Can both sides plan product adaptation and market development together?
Can they build clear after-sales and service arrangements?
Can customer feedback be communicated back to manufacturers to support continuous product improvement?
These questions may seem practical, but they determine whether a partnership can truly last.
This is the kind of long-term cooperation mechanism Fan’an hopes to support. Between Chinese enterprises and overseas markets, we aim to help reduce the cost of understanding, communication, and execution, so that cooperation does not stop at one transaction, but gradually develops into a more stable business relationship.
We Hope to Be a Long-Term Connector
Fan’an chooses B2B not because B2C is unimportant, but because we believe many Chinese manufacturers need cooperation networks that can truly support long-term market development.
At the same time, many overseas partners do not only need a list of suppliers. They need Chinese partners who can understand their needs, communicate consistently, coordinate resources, and support market development together.
We hope to connect both sides:
Chinese enterprises with products, supply chains, and manufacturing capabilities;
and overseas partners with local channels, customer relationships, and market judgment.
Fan’an’s role is not to be a simple intermediary. We hope to be a long-term connector, a cooperation facilitator, and a bridge for market understanding.
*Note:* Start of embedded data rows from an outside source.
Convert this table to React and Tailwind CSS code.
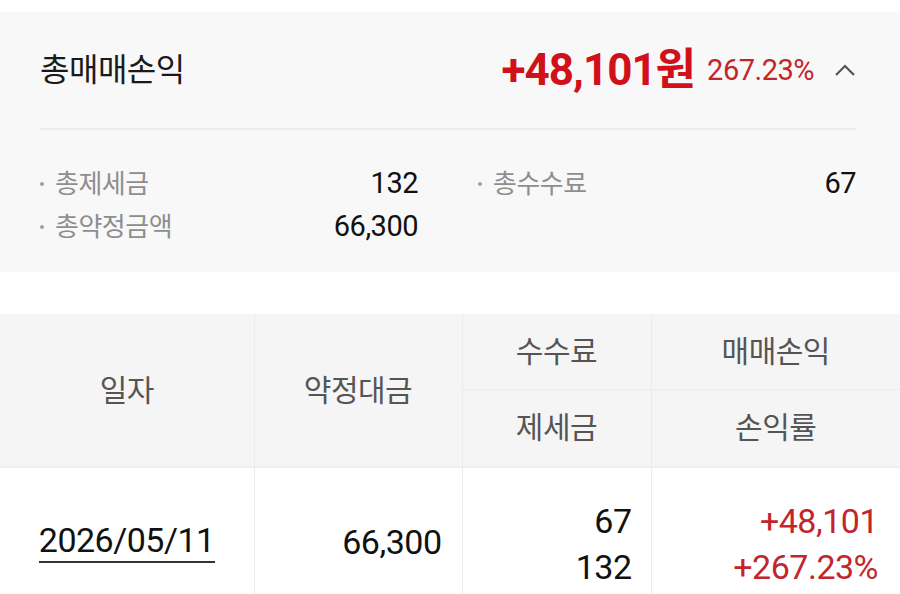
const font = { fontFamily: 'Roboto, "Noto Sans CJK KR", sans-serif' }

function SummaryRow({ label, value }) {
  return (
    <div className="flex h-[43px] items-center justify-between">
      <span className="flex items-center text-[26px] leading-none tracking-[-0.5px] text-[#8e8e8e]">
        <span className="mr-[11px] h-[4px] w-[4px] rounded-full bg-[#a0a0a0]" />
        {label}
      </span>
      <span className="text-[29px] leading-none tracking-[-0.5px] text-[#111]">{value}</span>
    </div>
  )
}

export default function App() {
  return (
    <div className="h-[594px] w-[900px] overflow-hidden bg-white" style={font}>
      <div className="h-3" />
      <section className="h-[260px] bg-[#f8f8f8] px-10">
        <div className="flex h-[116px] items-center justify-between">
          <h2 className="text-[32px] font-normal leading-none tracking-[-0.5px] text-[#1a1a1a]">총매매손익</h2>
          <div className="mr-[4px] flex items-center">
            <span className="text-[44px] font-bold leading-none tracking-[-1px] text-[#d0111b]">+48,101원</span>
            <span className="ml-3 text-[29px] leading-none tracking-[-0.5px] text-[#c2262b]">267.23%</span>
            <svg className="ml-5" width="22" height="14" viewBox="0 0 22 14" fill="none">
              <path d="M2 12L11 3L20 12" stroke="#555" strokeWidth="2.2" />
            </svg>
          </div>
        </div>
        <div className="mr-[4px] h-[2px] bg-[#ebebeb]" />
        <div className="mt-[32px] mr-[4px] grid grid-cols-2 gap-x-[60px]">
          <div>
            <SummaryRow label="총제세금" value="132" />
            <SummaryRow label="총약정금액" value="66,300" />
          </div>
          <div>
            <SummaryRow label="총수수료" value="67" />
          </div>
        </div>
      </section>
      <div className="h-[42px]" />
      <table className="w-full border-collapse text-center">
        <colgroup>
          <col className="w-[254px]" />
          <col className="w-[208px]" />
          <col className="w-[189px]" />
          <col className="w-[249px]" />
        </colgroup>
        <thead className="bg-[#f5f5f6] text-[30px] tracking-[-0.5px] text-[#555]">
          <tr className="h-[75px]">
            <th rowSpan={2} className="border-r border-[#ebebeb] font-normal">일자</th>
            <th rowSpan={2} className="border-r border-[#ebebeb] font-normal">약정대금</th>
            <th className="border-r border-b border-[#ebebeb] font-normal">수수료</th>
            <th className="border-b border-[#ebebeb] font-normal">매매손익</th>
          </tr>
          <tr className="h-[78px]">
            <th className="border-r border-b-0 border-[#ebebeb] font-normal">제세금</th>
            <th className="font-normal">손익률</th>
          </tr>
        </thead>
        <tbody className="text-[34px] tracking-[-0.5px] text-[#111]">
          <tr className="h-[150px] border-t-2 border-[#efefef] align-top">
            <td className="border-r border-[#ebebeb] pt-[52px] leading-[40px]">
              <span className="border-b-2 border-[#333] pb-[1px]">2026/05/11</span>
            </td>
            <td className="border-r border-[#ebebeb] pr-5 pt-[54px] text-right leading-[40px]">66,300</td>
            <td className="border-r border-[#ebebeb] pr-[19px] pt-[30px] text-right leading-[46px]">
              <div>67</div>
              <div>132</div>
            </td>
            <td className="pr-[22px] pt-[30px] text-right leading-[46px] text-[#c2262b]">
              <div>+48,101</div>
              <div>+267.23%</div>
            </td>
          </tr>
        </tbody>
      </table>
    </div>
  )
}
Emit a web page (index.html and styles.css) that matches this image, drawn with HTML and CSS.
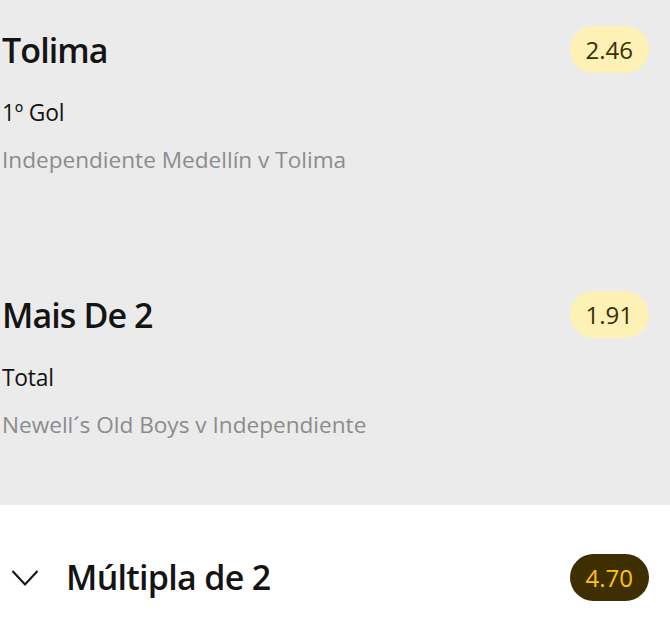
FILE: index.html
```html
<!DOCTYPE html>
<html lang="pt">
<head>
<meta charset="utf-8">
<link rel="stylesheet" href="styles.css">
</head>
<body>
<div class="page">
  <div class="selections">
    <div class="sel">
      <div class="sel-head">
        <div class="sel-title">Tolima</div>
        <div class="odds">2.46</div>
      </div>
      <div class="sel-market">1º Gol</div>
      <div class="sel-event">Independiente Medellín v Tolima</div>
    </div>
    <div class="sel">
      <div class="sel-head">
        <div class="sel-title">Mais De 2</div>
        <div class="odds">1.91</div>
      </div>
      <div class="sel-market">Total</div>
      <div class="sel-event">Newell´s Old Boys v Independiente</div>
    </div>
  </div>
  <div class="multi">
    <svg class="chev" width="28" height="18" viewBox="0 0 28 18"><path d="M1.5 2 L14 15.5 L26.5 2" fill="none" stroke="#1a1a1a" stroke-width="2.2"/></svg>
    <div class="multi-title">Múltipla de 2</div>
    <div class="odds odds-dark">4.70</div>
  </div>
</div>
</body>
</html>
```
FILE: styles.css
```css
* { box-sizing: border-box; }
html, body { margin: 0; padding: 0; }
body {
  font-family: "Open Sans", "Noto Sans", sans-serif;
  background: #ffffff;
  color: #141414;
  width: 670px;
  height: 626px;
  overflow: hidden;
}
.page { width: 670px; }
.selections {
  background: #ebebeb;
  margin-top: -25px;
}
.sel {
  height: 265px;
  padding: 51px 21px 0 2px;
}
.sel-head {
  display: flex;
  align-items: center;
  justify-content: space-between;
  height: 47px;
}
.sel-title {
  font-size: 34px;
  font-weight: 600;
  letter-spacing: -0.9px;
}
.odds {
  height: 47px;
  min-width: 78px;
  padding: 0 16px;
  border-radius: 24px;
  background: #fdf1b6;
  color: #3a2f07;
  font-size: 24px;
  display: flex;
  align-items: center;
  justify-content: center;
}
.odds-dark {
  background: #3d2f00;
  color: #ffc20e;
}
.sel-market {
  margin-top: 25px;
  font-size: 22.8px;
  line-height: 30px;
  letter-spacing: -0.2px;
  color: #141414;
}
.sel-event {
  margin-top: 17px;
  font-size: 22.6px;
  line-height: 30px;
  color: #8c8c8c;
}
.multi {
  display: flex;
  padding: 49px 21px 0 11px;
  height: 121px;
  align-items: flex-start;
}
.chev { margin-top: 15px; }
.multi-title {
  margin-left: 27px;
  font-size: 34px;
  font-weight: 600;
  letter-spacing: -0.7px;
  line-height: 47px;
  flex: 1;
}
```
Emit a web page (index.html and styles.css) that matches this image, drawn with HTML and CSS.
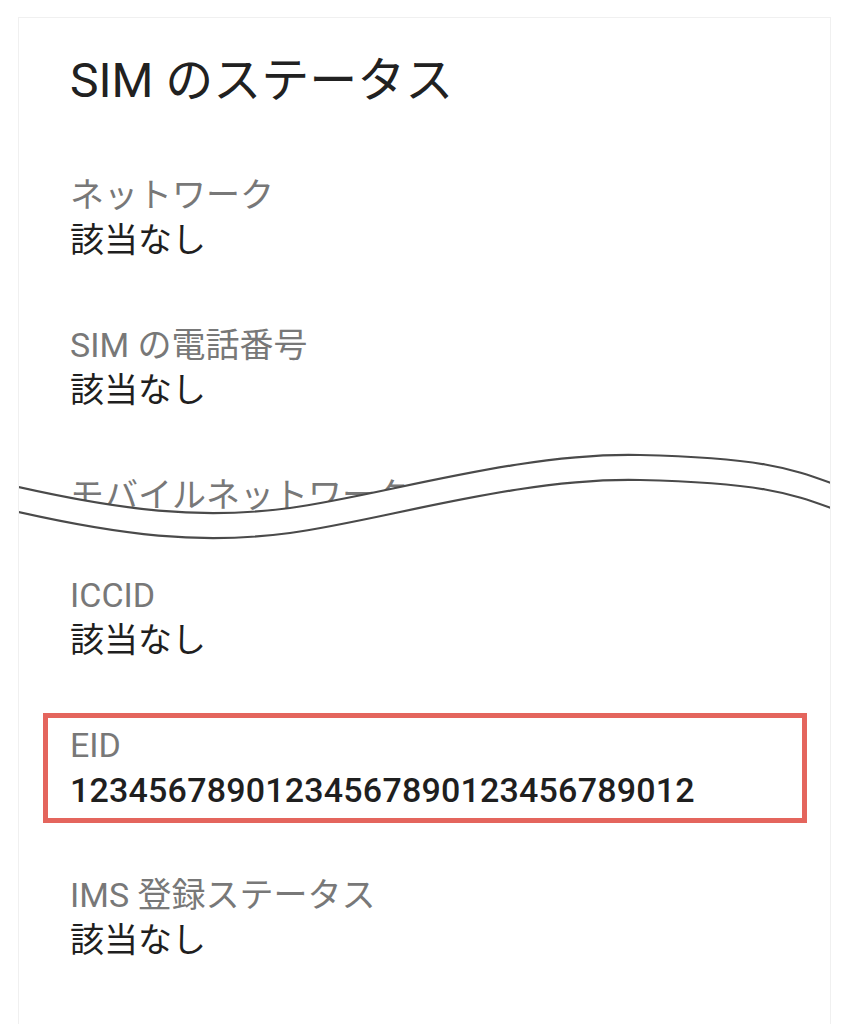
FILE: index.html
```html
<!DOCTYPE html>
<html lang="ja">
<head>
    <meta charset="UTF-8">
    <meta name="viewport" content="width=device-width, initial-scale=1.0">
    <title>SIM のステータス</title>
    <link rel="stylesheet" href="styles.css">
</head>
<body>
    <div class="status-card">
        <h1 class="status-title">SIM のステータス</h1>

        <div class="item">
            <div class="item-body">
                <div class="item-label">ネットワーク</div>
                <div class="item-value">該当なし</div>
            </div>
        </div>
        <div class="item">
            <div class="item-body">
                <div class="item-label">SIM の電話番号</div>
                <div class="item-value">該当なし</div>
            </div>
        </div>

        <!-- omitted rows: the list is torn along a wavy line -->
        <div class="item is-cut">
            <div class="item-body">
                <div class="item-label">モバイルネットワーク</div>
            </div>
            <svg class="tear" viewBox="0 0 811 100" preserveAspectRatio="none">
                <path class="tear-fill" d="M-1 44 C101 67 181 77 271 65 S501 9 621 12 S771 25 812 40 L812 100 L-1 100 Z"/>
                <path class="tear-line" d="M-1 44 C101 67 181 77 271 65 S501 9 621 12 S771 25 812 40"/>
                <path class="tear-line" d="M-1 69 C101 92 181 102 271 90 S501 34 621 37 S771 50 812 65"/>
            </svg>
        </div>

        <div class="item">
            <div class="item-body">
                <div class="item-label">ICCID</div>
                <div class="item-value">該当なし</div>
            </div>
        </div>
        <div class="item is-marked">
            <div class="item-body">
                <div class="item-label">EID</div>
                <div class="item-value">12345678901234567890123456789012</div>
            </div>
        </div>
        <div class="item">
            <div class="item-body">
                <div class="item-label">IMS 登録ステータス</div>
                <div class="item-value">該当なし</div>
            </div>
        </div>
    </div>
</body>
</html>
```

FILE: styles.css
```css
html, body {
    height: 100%;
}
body {
    margin: 0;
    background: #ffffff;
    font-family: Roboto, "Noto Sans CJK JP", sans-serif;
    color: #212121;
    overflow: hidden;
}
.status-card {
    margin: 17px 21px 0 18px;
    padding-top: 35px;
    min-height: 1100px;
    background: #ffffff;
    border: 1px solid #f0f0f0;
    box-sizing: border-box;
}
.status-title {
    margin: 0 0 34px 51px;
    font-size: 48px;
    line-height: 56px;
    font-weight: 400;
    color: #212121;
}
.item {
    padding: 20px 23px 20px 24px;
}
.item-body {
    border: 5px solid transparent;
    padding: 5px 0 5px 22px;
}
.item-label {
    font-size: 34px;
    line-height: 45px;
    color: #787878;
}
.item-value {
    font-size: 34px;
    line-height: 45px;
    color: #1f1f1f;
}
.item.is-marked .item-body {
    border-color: #e4655d;
}
.item.is-marked .item-value {
    font-weight: 500;
    letter-spacing: 0.2px;
}
.item.is-cut {
    position: relative;
    height: 100px;
    padding-bottom: 0;
    box-sizing: border-box;
    overflow: hidden;
}
.tear {
    position: absolute;
    top: 0;
    left: 0;
    width: 100%;
    height: 100px;
}
.tear-fill {
    fill: #ffffff;
}
.tear-line {
    fill: none;
    stroke: #4a4a4a;
    stroke-width: 2.2;
}
```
Shared Growth Is the Next Stage of Chinese Manufacturing Going Global
Chinese manufacturing going global is no longer only about exporting products.
The next stage is about building more mature, trusted, and sustainable relationships with local partners in different global markets.
We believe that valuable international trade in the future will not be one-way output, but two-way understanding. It will not be about short-term market capture, but long-term market building. It will not be about selling products in isolation, but improving market service capabilities together with local partners.
This is why Fan’an chooses B2B.
Chinese manufacturing can bring efficiency, products, and supply chain capability.
Overseas partners can bring market understanding, customer trust, and local execution.
When these capabilities come together, meaningful shared growth becomes possible.
Chinese manufacturing creates long-term value when it grows with local partners.